Divide students up into small groups of four or five students. Provide each group with a poster board and colored markers. Have them draw out an ocean floor map including features they have learned about such as the continental shelf and slope, mid-ocean range, a bay, abyssal plains and hills, atoll, guyot, and island, rift valley, seamount, trench, canyon and subduction zone. Have students label each of the features of the floor.

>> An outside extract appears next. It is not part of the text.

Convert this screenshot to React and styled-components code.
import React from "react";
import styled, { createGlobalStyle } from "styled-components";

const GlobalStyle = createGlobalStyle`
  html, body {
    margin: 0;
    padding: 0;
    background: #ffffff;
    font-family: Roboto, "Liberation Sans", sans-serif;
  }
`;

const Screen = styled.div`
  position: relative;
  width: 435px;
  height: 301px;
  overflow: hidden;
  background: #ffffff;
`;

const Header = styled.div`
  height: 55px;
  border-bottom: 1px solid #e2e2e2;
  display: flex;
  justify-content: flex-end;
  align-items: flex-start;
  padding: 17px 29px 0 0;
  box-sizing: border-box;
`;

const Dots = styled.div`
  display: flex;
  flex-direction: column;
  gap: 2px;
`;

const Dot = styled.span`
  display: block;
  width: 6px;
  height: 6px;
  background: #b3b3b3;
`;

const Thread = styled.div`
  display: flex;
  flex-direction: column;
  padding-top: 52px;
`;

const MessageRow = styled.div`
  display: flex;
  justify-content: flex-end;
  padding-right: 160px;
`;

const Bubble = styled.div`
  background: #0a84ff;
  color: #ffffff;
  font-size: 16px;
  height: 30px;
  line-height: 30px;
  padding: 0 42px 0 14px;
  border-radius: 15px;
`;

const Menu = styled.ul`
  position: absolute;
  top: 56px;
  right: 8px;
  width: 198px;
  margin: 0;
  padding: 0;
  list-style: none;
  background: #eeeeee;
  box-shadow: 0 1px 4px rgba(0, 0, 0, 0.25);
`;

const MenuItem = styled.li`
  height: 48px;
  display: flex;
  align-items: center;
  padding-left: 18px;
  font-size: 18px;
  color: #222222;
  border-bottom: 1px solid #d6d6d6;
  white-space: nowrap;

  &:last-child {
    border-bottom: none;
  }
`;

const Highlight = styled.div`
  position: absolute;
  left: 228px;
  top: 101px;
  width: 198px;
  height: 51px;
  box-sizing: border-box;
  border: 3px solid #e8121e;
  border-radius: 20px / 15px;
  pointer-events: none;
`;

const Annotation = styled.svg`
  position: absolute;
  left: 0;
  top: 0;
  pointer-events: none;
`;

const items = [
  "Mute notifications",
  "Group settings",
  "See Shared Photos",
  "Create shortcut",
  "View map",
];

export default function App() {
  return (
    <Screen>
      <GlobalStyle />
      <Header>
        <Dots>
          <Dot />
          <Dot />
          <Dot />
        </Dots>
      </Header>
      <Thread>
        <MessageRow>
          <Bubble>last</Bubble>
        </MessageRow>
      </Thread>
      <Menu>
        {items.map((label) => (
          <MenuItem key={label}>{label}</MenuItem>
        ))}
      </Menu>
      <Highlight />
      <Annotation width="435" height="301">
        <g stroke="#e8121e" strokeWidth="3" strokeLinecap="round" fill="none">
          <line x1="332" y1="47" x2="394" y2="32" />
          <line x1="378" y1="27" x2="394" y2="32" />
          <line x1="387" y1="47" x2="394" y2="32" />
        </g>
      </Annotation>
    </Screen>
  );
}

Once students have designed their group topography of the ocean floor, have each group demonstrate their understanding by constructing shoebox models. Make enough dough to divide among each group of students. You will need a bowl, spoon, flour (2 parts), salt (1 part), water (1 part), blue food coloring (2 to 3 drops) and a cardboard shoe box for each group. Mix water and food coloring in the bowl. Add flour and salt and mix until a dough forms. Divide the dough among the groups and have students create a model of their poster mapping of the ocean floor. Allow the dough to dry for a few days. Once the dough has hardened, have students label each topographical feature.

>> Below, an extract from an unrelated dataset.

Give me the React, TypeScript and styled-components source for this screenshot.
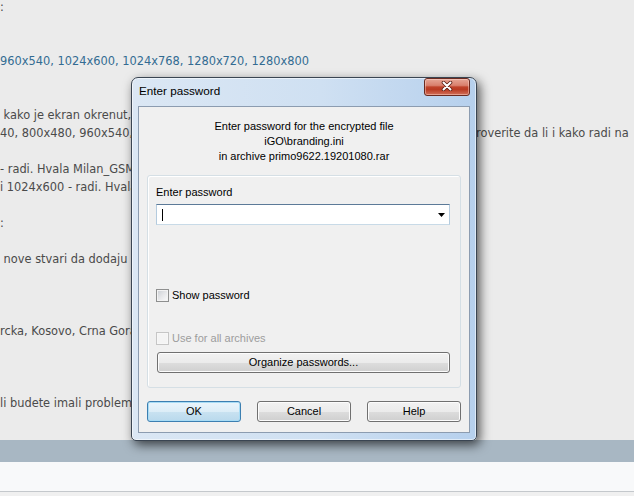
import React from "react";
import styled, { createGlobalStyle } from "styled-components";

const GlobalStyle = createGlobalStyle`
  html, body { margin: 0; padding: 0; background: #ebebeb; overflow: hidden; }
  #root { width: 634px; height: 496px; }
`;

const Page = styled.div`
  width: 634px;
  height: 496px;
  display: flex;
  flex-direction: column;
  overflow: hidden;
  background: #ebebeb;
`;

const Content = styled.div`
  position: relative;
  height: 440px;
  flex: none;
`;

const Lines = styled.div`
  margin-top: -2px;
  font-family: "DejaVu Sans", Verdana, sans-serif;
  font-size: 11.4px;
  color: #4a4a4a;
  white-space: nowrap;
`;

const Line = styled.div<{ $blue?: boolean }>`
  height: 18px;
  line-height: 18px;
  color: ${(p) => (p.$blue ? "#336b92" : "#4a4a4a")};
`;

const Band = styled.div`
  height: 22px;
  flex: none;
  background: #a8b7c3;
`;

const Footer = styled.div`
  height: 29px;
  flex: none;
  background: #f8f9fa;
  border-bottom: 1px solid #c4c8cc;
`;

const Rest = styled.div`
  flex: 1;
  background: #f0f0f0;
`;

/* ---------- dialog ---------- */

const Dialog = styled.div`
  position: absolute;
  z-index: 2;
  left: 131px;
  top: 77px;
  width: 346px;
  height: 364px;
  box-sizing: border-box;
  border: 1px solid #3a4552;
  border-radius: 7px 7px 5px 5px;
  background: linear-gradient(to right, #dbe7f4 0%, #cfe0f2 55%, #b6d0ed 100%);
  box-shadow: 3px 4px 11px rgba(0, 0, 0, 0.65), inset 0 0 0 1px rgba(255, 255, 255, 0.55);
  display: flex;
  flex-direction: column;
  padding: 0 6px 7px 6px;
  font-family: "Liberation Sans", Arial, sans-serif;
  font-size: 11px;
  color: #000;
`;

const TitleBar = styled.div`
  height: 28px;
  flex: none;
  display: flex;
  align-items: flex-start;
  justify-content: space-between;
`;

const Title = styled.div`
  padding: 6px 0 0 1px;
  line-height: 13px;
  font-size: 11.7px;
  color: #000;
`;

const CloseButton = styled.div`
  width: 46px;
  height: 18px;
  box-sizing: border-box;
  border: 1px solid #6a2a20;
  border-radius: 3px;
  background: linear-gradient(
    to bottom,
    #e6a595 0%,
    #d9806d 40%,
    #c0432b 50%,
    #b93a22 65%,
    #d2705a 100%
  );
  box-shadow: inset 0 0 0 1px rgba(255, 220, 210, 0.45);
  display: flex;
  align-items: center;
  justify-content: center;
  padding-bottom: 2px;
`;

const Client = styled.div`
  flex: 1;
  border: 1px solid #8c9cb0;
  background: #f0f0f0;
  display: flex;
  flex-direction: column;
`;

const Info = styled.div`
  padding-top: 12px;
  line-height: 15px;
  text-align: center;
`;

const Group = styled.div`
  margin: 11px 8px 0 8px;
  height: 213px;
  box-sizing: border-box;
  border: 1px solid #d5dfe5;
  border-radius: 3px;
  box-shadow: inset 1px 1px 0 #ffffff;
  display: flex;
  flex-direction: column;
  padding: 10px 10px 14px 8px;
`;

const Label = styled.div`
  line-height: 13px;
  height: 13px;
`;

const Combo = styled.div`
  margin-top: 5px;
  height: 21px;
  box-sizing: border-box;
  background: #fff;
  border: 1px solid;
  border-color: #5c7a98 #b4cbde #c8dae7 #b4cbde;
  display: flex;
  align-items: center;
  justify-content: space-between;
  padding: 0 4px 0 5px;
`;

const Caret = styled.div`
  width: 1px;
  height: 12px;
  background: #000;
`;

const CheckRow = styled.div<{ $gap: number; $disabled?: boolean }>`
  margin-top: ${(p) => p.$gap}px;
  height: 13px;
  display: flex;
  align-items: center;
  gap: 3px;
  line-height: 13px;
  color: ${(p) => (p.$disabled ? "#9d9d9d" : "#000")};
`;

const Box = styled.div<{ $disabled?: boolean }>`
  width: 13px;
  height: 13px;
  box-sizing: border-box;
  border: 1px solid ${(p) => (p.$disabled ? "#c6c6c6" : "#8e8f8f")};
  background: ${(p) =>
    p.$disabled
      ? "#f4f4f4"
      : "linear-gradient(135deg, #c9cdd3 0%, #e6e7e9 50%, #fbfbfb 100%)"};
  box-shadow: inset 0 0 0 1px ${(p) => (p.$disabled ? "#f7f7f7" : "#f3f3f3")};
`;

const Button = styled.div<{ $default?: boolean }>`
  height: 21px;
  box-sizing: border-box;
  border: 1px solid ${(p) => (p.$default ? "#3c7fb1" : "#707070")};
  border-radius: 3px;
  background: ${(p) =>
    p.$default
      ? "linear-gradient(to bottom, #eaf5fc 0%, #dcedf7 50%, #c9e2f1 51%, #b9d9ec 100%)"
      : "linear-gradient(to bottom, #f2f2f2 0%, #ebebeb 50%, #dddddd 51%, #cfcfcf 100%)"};
  box-shadow: inset 0 0 0 1px ${(p) => (p.$default ? "#a8dcf5" : "#fcfcfc")};
  display: flex;
  align-items: center;
  justify-content: center;
  line-height: 13px;
  color: #000;
`;

const OrganizeButton = styled(Button)`
  margin: 7px 0 0 1px;
`;

const ButtonRow = styled.div`
  margin: 13px 8px 0 8px;
  display: flex;
  justify-content: space-between;
  & > ${Button} {
    width: 94px;
  }
`;

const CloseGlyph = () => (
  <svg width="12" height="10" viewBox="0 0 12 10">
    <path d="M2.5 1.5 L9.5 8.5 M9.5 1.5 L2.5 8.5" stroke="#5b1f15" strokeWidth="3.6" strokeLinecap="round" fill="none" />
    <path d="M2.5 1.5 L9.5 8.5 M9.5 1.5 L2.5 8.5" stroke="#ffffff" strokeWidth="2" strokeLinecap="round" fill="none" />
  </svg>
);

const DropArrow = () => (
  <svg width="7" height="4" viewBox="0 0 7 4">
    <path d="M0 0 H7 L3.5 4 Z" fill="#000" />
  </svg>
);

export default function App() {
  return (
    <>
      <GlobalStyle />
      <Page>
        <Content>
          <Lines>
            <Line>:</Line>
            <Line />
            <Line />
            <Line $blue>960x540, 1024x600, 1024x768, 1280x720, 1280x800</Line>
            <Line />
            <Line />
            <Line>{"\u00a0kako je ekran okrenut, testirano na 480x272, 800x480 i 1024x600 rezolucijama."}</Line>
            <Line>40, 800x480, 960x540, 1024x600, 1024x768 i 1280x720 rezolucijama molim vas proverite da li i kako radi na</Line>
            <Line />
            <Line>- radi. Hvala Milan_GSM na testiranju.</Line>
            <Line>i 1024x600 - radi. Hvala svima na testiranju.</Line>
            <Line />
            <Line>:</Line>
            <Line />
            <Line>{"\u00a0nove stvari da dodaju u sledecoj verziji."}</Line>
            <Line />
            <Line />
            <Line />
            <Line>rcka, Kosovo, Crna Gora, Makedonija, Slovenija.</Line>
            <Line />
            <Line />
            <Line />
            <Line>li budete imali problema sa instalacijom, javite.</Line>
            <Line />
          </Lines>

          <Dialog>
            <TitleBar>
              <Title>Enter password</Title>
              <CloseButton>
                <CloseGlyph />
              </CloseButton>
            </TitleBar>
            <Client>
              <Info>
                <div>Enter password for the encrypted file</div>
                <div>iGO\branding.ini</div>
                <div>in archive primo9622.19201080.rar</div>
              </Info>
              <Group>
                <Label>Enter password</Label>
                <Combo>
                  <Caret />
                  <DropArrow />
                </Combo>
                <CheckRow $gap={64}>
                  <Box />
                  <span>Show password</span>
                </CheckRow>
                <CheckRow $gap={30} $disabled>
                  <Box $disabled />
                  <span>Use for all archives</span>
                </CheckRow>
                <OrganizeButton>Organize passwords...</OrganizeButton>
              </Group>
              <ButtonRow>
                <Button $default>OK</Button>
                <Button>Cancel</Button>
                <Button>Help</Button>
              </ButtonRow>
            </Client>
          </Dialog>
        </Content>
        <Band />
        <Footer />
        <Rest />
      </Page>
    </>
  );
}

For students to understand how oceanographers use sonar and measures called fathoms to map the unseen landscape below the ocean's surface, students can simulate sonar probing using their ocean floor models and wooden cooking skewers. Supply each group with two sheets of graphing paper and label both grid papers in rows A through G. Label the columns one through 13. Have students glue one grid to the shoe box lid. Place the lid on the shoe box containing the ocean floor model. At the intersection of each row and line, punch a small hole with the tip of a wooden skewer. Provide each group with a second wooden skewer. With a black marker, segment and draw a line every 1/2 inch up the skewer from the tip of the point to the top. Have students insert the marked wooden skewer into each hole to probe and measure the depth as it hits various ocean floor features, and record the measurement data on the corresponding, second labeled graph paper. Students should notice the varying depths they are recording.
Show students what ocean floor contour maps look like with their circles of depths. Using the depth numbers on the data graph, have students plot a contour line by drawing a line, connecting all the1/2-inch depth readings, another line connecting the 1-inch depth reading and so forth. Student's can replicate real contour maps by coloring in each depth area with different shades of blue colored pencils; coloring lighter to darker as the depths increase. Compare the contour map with the model within the shoebox.